Question

Which Read-Depth is Needed to Find Insertions?

0

Entering edit mode

8.2 years ago

michaela_boell ▴ 70

Hello,

According to a review by D Sims et al [1], the required average mapped depth is 35× in order to detect heterozygous SNVs and indels in resequencing studies. I wonder why it is so high. Is this only due to the non-uniformity of read-depth? And would this be higher if one sets out to find large insertions?

1 Sims, D., Sudbery, I., Ilott, N. E., Heger, A., and Ponting, C. P. (2014) Sequencing depth and coverage: key considerations in genomic analyses. Nat Rev Genet 15, 121-132

sequencing alignment • 1.9k views

ADD COMMENT • link updated 8.2 years ago by Brian Bushnell 20k • written 8.2 years ago by michaela_boell ▴ 70

0

Entering edit mode

Tagging i.sudbery

ADD REPLY • link 8.2 years ago by WouterDeCoster 47k

score 3 · Accepted Answer · 2017-01-15

3

Entering edit mode

8.2 years ago

Brian Bushnell 20k

It's very easy to discover short features (substantially shorter than read length, like a 20bp indel for 150bp reads) with very low depth sequencing (say, 3x) with some degree of certainty. In that case, more coverage simply buys more confidence. Heterozygous features on a diploid require more coverage than homozygous features, of course. But the coverage needed is a function of the read length, error rate, sequencing methodology (paired or unpaired? insert size distribution?), what you're looking for (novel or well-known variants?), genome type (complexity and repetitiveness), biases present in sequencing, and so forth. I have not read the paper, but to make any claim of a specific level of coverage required, these factors need to be specified along with a given level of confidence desired. I've called short heterozygous variations with low (<10x) coverage using short, high-error-rate, highly-biased 50bp colorspace reads. The confidence level can be quite good even in that very undesirable case (>95% accuracy), as determined by sequencing trios. Generally, though, I don't recommend it. However, with high-quality 2x250bp reads using methodology which incurs little bias, you could get extremely high confidence het calls with coverage much substantially lower than 35x.

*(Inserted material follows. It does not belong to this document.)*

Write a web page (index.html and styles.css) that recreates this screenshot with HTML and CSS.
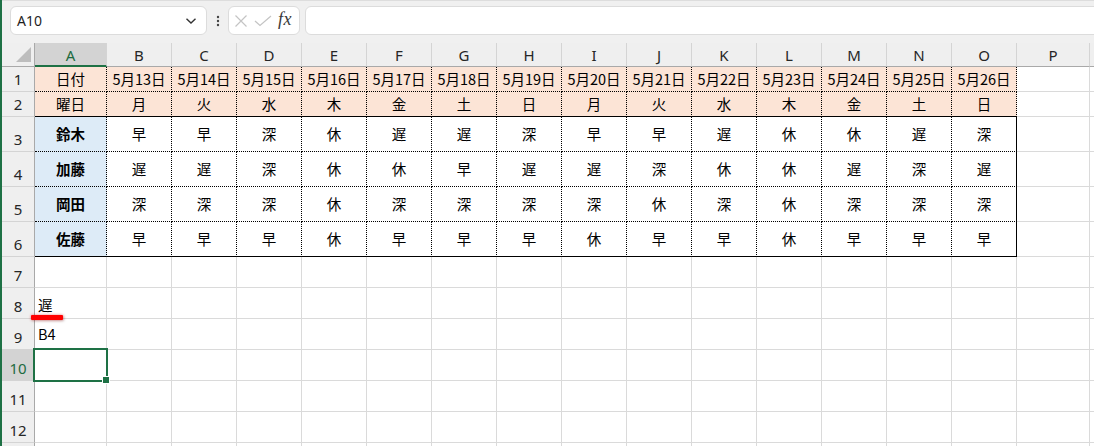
FILE: index.html
```html
<!DOCTYPE html>
<html lang="ja">
<head>
<meta charset="utf-8">
<title>Sheet</title>
<link rel="stylesheet" href="styles.css">
</head>
<body>
<div class="app">
  <div class="bar">
    <div class="namebox">
      <span class="ref">A10</span>
      <svg class="chev" width="12" height="8" viewBox="0 0 12 8"><path d="M1.5 1.8 L6 6 L10.5 1.8" fill="none" stroke="#333" stroke-width="1.4"/></svg>
    </div>
    <div class="grip">
      <svg width="4" height="12" viewBox="0 0 4 12"><circle cx="2" cy="2" r="1.2" fill="#444"/><circle cx="2" cy="6" r="1.2" fill="#444"/><circle cx="2" cy="10" r="1.2" fill="#444"/></svg>
    </div>
    <div class="fxbox">
      <svg class="ico" width="14" height="12" viewBox="0 0 14 12"><path d="M1.5 0.5 L12.5 11.5 M12.5 0.5 L1.5 11.5" fill="none" stroke="#c4c4c4" stroke-width="1.2"/></svg>
      <svg class="ico" width="18" height="12" viewBox="0 0 18 12"><path d="M1 6 L6 10.5 L17 1" fill="none" stroke="#c4c4c4" stroke-width="1.2"/></svg>
      <span class="fx">fx</span>
    </div>
    <div class="formula"></div>
  </div>

  <div class="sheet">
    <!-- column headers -->
    <div class="corner"><svg width="17" height="17" viewBox="0 0 17 17"><path d="M16 1 L16 16 L1 16 Z" fill="#bdbdbd"/></svg></div>
    <div class="ch sel">A</div><div class="ch">B</div><div class="ch">C</div><div class="ch">D</div><div class="ch">E</div><div class="ch">F</div><div class="ch">G</div><div class="ch">H</div><div class="ch">I</div><div class="ch">J</div><div class="ch">K</div><div class="ch">L</div><div class="ch">M</div><div class="ch">N</div><div class="ch">O</div><div class="ch">P</div><div class="ch"></div>

    <!-- row 1 -->
    <div class="rh">1</div>
    <div class="c h">日付</div><div class="c h">5月13日</div><div class="c h">5月14日</div><div class="c h">5月15日</div><div class="c h">5月16日</div><div class="c h">5月17日</div><div class="c h">5月18日</div><div class="c h">5月19日</div><div class="c h">5月20日</div><div class="c h">5月21日</div><div class="c h">5月22日</div><div class="c h">5月23日</div><div class="c h">5月24日</div><div class="c h">5月25日</div><div class="c h">5月26日</div>
    <div class="c"></div><div class="c"></div>

    <!-- row 2 -->
    <div class="rh">2</div>
    <div class="c h bb">曜日</div><div class="c h bb">月</div><div class="c h bb">火</div><div class="c h bb">水</div><div class="c h bb">木</div><div class="c h bb">金</div><div class="c h bb">土</div><div class="c h bb">日</div><div class="c h bb">月</div><div class="c h bb">火</div><div class="c h bb">水</div><div class="c h bb">木</div><div class="c h bb">金</div><div class="c h bb">土</div><div class="c h bb">日</div>
    <div class="c"></div><div class="c"></div>

    <!-- row 3 -->
    <div class="rh">3</div>
    <div class="c n">鈴木</div><div class="c d">早</div><div class="c d">早</div><div class="c d">深</div><div class="c d">休</div><div class="c d">遅</div><div class="c d">遅</div><div class="c d">深</div><div class="c d">早</div><div class="c d">早</div><div class="c d">遅</div><div class="c d">休</div><div class="c d">休</div><div class="c d">遅</div><div class="c d br">深</div>
    <div class="c"></div><div class="c"></div>

    <!-- row 4 -->
    <div class="rh">4</div>
    <div class="c n">加藤</div><div class="c d">遅</div><div class="c d">遅</div><div class="c d">深</div><div class="c d">休</div><div class="c d">休</div><div class="c d">早</div><div class="c d">遅</div><div class="c d">遅</div><div class="c d">深</div><div class="c d">休</div><div class="c d">休</div><div class="c d">遅</div><div class="c d">深</div><div class="c d br">遅</div>
    <div class="c"></div><div class="c"></div>

    <!-- row 5 -->
    <div class="rh">5</div>
    <div class="c n">岡田</div><div class="c d">深</div><div class="c d">深</div><div class="c d">深</div><div class="c d">休</div><div class="c d">深</div><div class="c d">深</div><div class="c d">深</div><div class="c d">深</div><div class="c d">休</div><div class="c d">深</div><div class="c d">休</div><div class="c d">深</div><div class="c d">深</div><div class="c d br">深</div>
    <div class="c"></div><div class="c"></div>

    <!-- row 6 -->
    <div class="rh">6</div>
    <div class="c n bb">佐藤</div><div class="c d bb">早</div><div class="c d bb">早</div><div class="c d bb">早</div><div class="c d bb">休</div><div class="c d bb">早</div><div class="c d bb">早</div><div class="c d bb">早</div><div class="c d bb">休</div><div class="c d bb">早</div><div class="c d bb">早</div><div class="c d bb">休</div><div class="c d bb">早</div><div class="c d bb">早</div><div class="c d bb br">早</div>
    <div class="c"></div><div class="c"></div>

    <!-- row 7 -->
    <div class="rh">7</div>
    <div class="c"></div><div class="c"></div><div class="c"></div><div class="c"></div><div class="c"></div><div class="c"></div><div class="c"></div><div class="c"></div><div class="c"></div><div class="c"></div><div class="c"></div><div class="c"></div><div class="c"></div><div class="c"></div><div class="c"></div><div class="c"></div><div class="c"></div>

    <!-- row 8 -->
    <div class="rh">8</div>
    <div class="c tx mark">遅</div><div class="c"></div><div class="c"></div><div class="c"></div><div class="c"></div><div class="c"></div><div class="c"></div><div class="c"></div><div class="c"></div><div class="c"></div><div class="c"></div><div class="c"></div><div class="c"></div><div class="c"></div><div class="c"></div><div class="c"></div><div class="c"></div>

    <!-- row 9 -->
    <div class="rh">9</div>
    <div class="c tx latin">B4</div><div class="c"></div><div class="c"></div><div class="c"></div><div class="c"></div><div class="c"></div><div class="c"></div><div class="c"></div><div class="c"></div><div class="c"></div><div class="c"></div><div class="c"></div><div class="c"></div><div class="c"></div><div class="c"></div><div class="c"></div><div class="c"></div>

    <!-- row 10 -->
    <div class="rh sel">10</div>
    <div class="c active"></div><div class="c"></div><div class="c"></div><div class="c"></div><div class="c"></div><div class="c"></div><div class="c"></div><div class="c"></div><div class="c"></div><div class="c"></div><div class="c"></div><div class="c"></div><div class="c"></div><div class="c"></div><div class="c"></div><div class="c"></div><div class="c"></div>

    <!-- row 11 -->
    <div class="rh">11</div>
    <div class="c"></div><div class="c"></div><div class="c"></div><div class="c"></div><div class="c"></div><div class="c"></div><div class="c"></div><div class="c"></div><div class="c"></div><div class="c"></div><div class="c"></div><div class="c"></div><div class="c"></div><div class="c"></div><div class="c"></div><div class="c"></div><div class="c"></div>

    <!-- row 12 -->
    <div class="rh">12</div>
    <div class="c"></div><div class="c"></div><div class="c"></div><div class="c"></div><div class="c"></div><div class="c"></div><div class="c"></div><div class="c"></div><div class="c"></div><div class="c"></div><div class="c"></div><div class="c"></div><div class="c"></div><div class="c"></div><div class="c"></div><div class="c"></div><div class="c"></div>

    <!-- row 13 (only its top edge is visible) -->
    <div class="rh"></div>
    <div class="c"></div><div class="c"></div><div class="c"></div><div class="c"></div><div class="c"></div><div class="c"></div><div class="c"></div><div class="c"></div><div class="c"></div><div class="c"></div><div class="c"></div><div class="c"></div><div class="c"></div><div class="c"></div><div class="c"></div><div class="c"></div><div class="c"></div>
  </div>
</div>
</body>
</html>
```

FILE: styles.css
```css
* {
  box-sizing: border-box;
  margin: 0;
  padding: 0;
}

html, body {
  margin: 0;
  width: 1094px;
  height: 446px;
  overflow: hidden;
  background: #ffffff;
}

body {
  font-family: "Noto Sans", "Noto Sans CJK JP", sans-serif;
}

.app {
  height: 446px;
  border-left: 2px solid #1e7145;
  overflow: hidden;
}

/* ---------- formula bar ---------- */
.bar {
  height: 43px;
  background: #f0f0f0;
  border-top: 1px solid #dddddd;
  display: flex;
  align-items: flex-start;
  padding: 5px 0 0 8px;
}

.namebox {
  width: 197px;
  height: 29px;
  background: #ffffff;
  border: 1px solid #dcdcdc;
  border-radius: 6px;
  display: flex;
  align-items: center;
  justify-content: space-between;
  padding: 0 9px 0 6px;
}

.ref {
  font-family: "Noto Sans", sans-serif;
  font-size: 14px;
  color: #1f1f1f;
}

.chev {
  display: block;
}

.grip {
  width: 21px;
  height: 29px;
  display: flex;
  align-items: center;
  justify-content: center;
}

.grip svg {
  display: block;
}

.fxbox {
  width: 72px;
  height: 29px;
  background: #ffffff;
  border: 1px solid #dcdcdc;
  border-radius: 6px;
  display: flex;
  align-items: center;
  gap: 6px;
  padding-left: 5px;
  margin-right: 5px;
}

.ico {
  display: block;
}

.fx {
  font-family: "Liberation Serif", serif;
  font-style: italic;
  font-size: 18px;
  color: #3a3a3a;
  letter-spacing: 0.5px;
  margin-top: -2px;
}

.formula {
  flex: 1;
  height: 29px;
  background: #ffffff;
  border: 1px solid #dcdcdc;
  border-radius: 6px;
  margin-right: -10px;
}

/* ---------- sheet grid ---------- */
.sheet {
  display: grid;
  grid-template-columns: 33px 72px repeat(14, 65px) 73px 1fr;
  grid-template-rows: 24px 25px 25px repeat(4, 35px) repeat(7, 31px);
}

.corner {
  background: #efefef;
  border-right: 1px solid #a9a9a9;
  border-bottom: 1px solid #a9a9a9;
  display: flex;
  align-items: flex-end;
  justify-content: flex-end;
  padding: 0 2px 3px 0;
}

.corner svg {
  display: block;
}

.ch {
  background: #efefef;
  border-right: 1px solid #d4d4d4;
  border-bottom: 1px solid #a9a9a9;
  display: flex;
  align-items: center;
  justify-content: center;
  font-size: 15px;
  color: #262626;
}

.ch.sel {
  background: #d3d3d3;
  color: #1e6b41;
  border-bottom: 2px solid #1e7145;
  padding-top: 1px;
}

.rh {
  background: #efefef;
  border-right: 1px solid #a9a9a9;
  border-bottom: 1px solid #d4d4d4;
  display: flex;
  align-items: flex-end;
  justify-content: center;
  padding-bottom: 3px;
  font-size: 15px;
  line-height: 18px;
  color: #262626;
}

.rh.sel {
  background: #d3d3d3;
  color: #1e6b41;
}

/* cells */
.c {
  border-right: 1px solid #dadada;
  border-bottom: 1px solid #dadada;
  font-family: "Noto Sans CJK JP", "Noto Sans", sans-serif;
  font-size: 14.5px;
  line-height: 18px;
  color: #000000;
  white-space: nowrap;
  overflow: hidden;
  display: flex;
  align-items: flex-end;
  padding: 0 3px 4px;
}

.h,
.d,
.n {
  border-right: 1px dotted #000000;
  border-bottom: 1px dotted #000000;
  align-items: center;
  justify-content: center;
  padding: 0;
}

.h {
  background: #fce4d6;
}

.n {
  background: #ddebf7;
  font-weight: 700;
}

.bb {
  border-bottom: 1px solid #000000;
}

.br {
  border-right: 1px solid #000000;
}

.tx {
  justify-content: flex-start;
}

.latin {
  padding-bottom: 6px;
}

/* overlays */
.mark {
  position: relative;
  overflow: visible;
}

.mark::after {
  content: "";
  position: absolute;
  left: -4px;
  top: 27px;
  width: 32px;
  height: 5px;
  background: #ff0000;
  border-radius: 1px;
  box-shadow: 0 0 3px rgba(255, 0, 0, 0.45), 1px 1px 3px rgba(0, 0, 0, 0.25);
  z-index: 2;
}

.active {
  position: relative;
  overflow: visible;
}

.active::before {
  content: "";
  position: absolute;
  left: -2px;
  top: -2px;
  right: -2px;
  bottom: -2px;
  border: 2px solid #1e7145;
  z-index: 2;
}

.active::after {
  content: "";
  position: absolute;
  right: -4px;
  bottom: -4px;
  width: 6px;
  height: 6px;
  background: #1e7145;
  border: 1px solid #ffffff;
  z-index: 3;
}
```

There is a difference, though, between claiming a single variant is a high-confidence real heterozygous variant (which can be done at 10x) and that you have, with high confidence, found virtually all real heterozygous variants and correctly classified them as heterozygous. The latter can't be done at 10x regardless of your methods (for bulk-DNA shotgun sequencing), because best-case scenario, there's still a 1/512 chance that all reads covering a given location came from the same chromosome copy (that's (1/2^10)*2)).

Features similar to or longer than read length, such as long insertions and other structural variations, need to be implied by coverage rather than called within a single read, though. So they are more coverage-dependent.

ADD COMMENT • link 8.2 years ago by Brian Bushnell 20k

0

Entering edit mode

Thank you very much! What is your estimate, would you try to find insertions that are long, but you only care about the ends, with short reads, 50 bp or 75 bp SE ?

ADD REPLY • link 8.2 years ago by michaela_boell ▴ 70

0

Entering edit mode

How long are the insertions?

ADD REPLY • link 8.2 years ago by Brian Bushnell 20k

0

Entering edit mode

Roughly 900bp. I actually have a dataset of 75 bp mate-pair PE reads but I am investigating different alignment approaches.

ADD REPLY • link 8.2 years ago by michaela_boell ▴ 70

1

Entering edit mode

PE reads would be best for this kind of situation. The difference between 50 and 75 bp SE reads will be relatively small, but of course 75 is still better since you get a longer anchor. I think, finding the reads that map to the edge of the insertion even and trying to extend them by ~1kbp in the direction of the insertion using assembly techniques is the only way to recover the sequence in the insertion. If you just want the genomic coordinates of the insertion and zygosity, 50bp or 75bp SE reads should be adequate, though I'm not sure what the proper tool is for the situation.

Edit - LMP reads might be useful if they have a fairly tight insert size in the realm of the 900bp you are looking for, though. What kind of insert size distribution does your long-mate-pair library have? Or am I correct in understanding you have a long-mate pair library?

ADD REPLY • link 8.2 years ago by Brian Bushnell 20k

0

Entering edit mode

We decided on PE reads because we suspected that there cases where additional fragments are inserted between the T-DNA (something in principle like a transposon) and the genome. This makes the border larger, in a way. The tool I used was Bowtie2 on a reference that included the T-DNA sequence as an additional chromosome. Then I filtered for discordant mates that mapped on different chromosomes.

ADD REPLY • link 8.2 years ago by michaela_boell ▴ 70

1

Entering edit mode

If you know what the inserted sequence is, then you can add it as a contig to your reference genome and your problem collapses to translocation detection.

More generally, PE approaches have a much stronger signal as (if your insertions are novel with respect to your reference), you can use read pairs in which only one side aligns as part of your signal. This expands this size of your signal from 75bp to (fragment size - 75) which will give you a much stronger signal than SE reads alone. Specialised callers such such as NovelSeq are designed for this sort of scenario.

ADD REPLY • link 8.2 years ago by d-cameron ★ 2.9k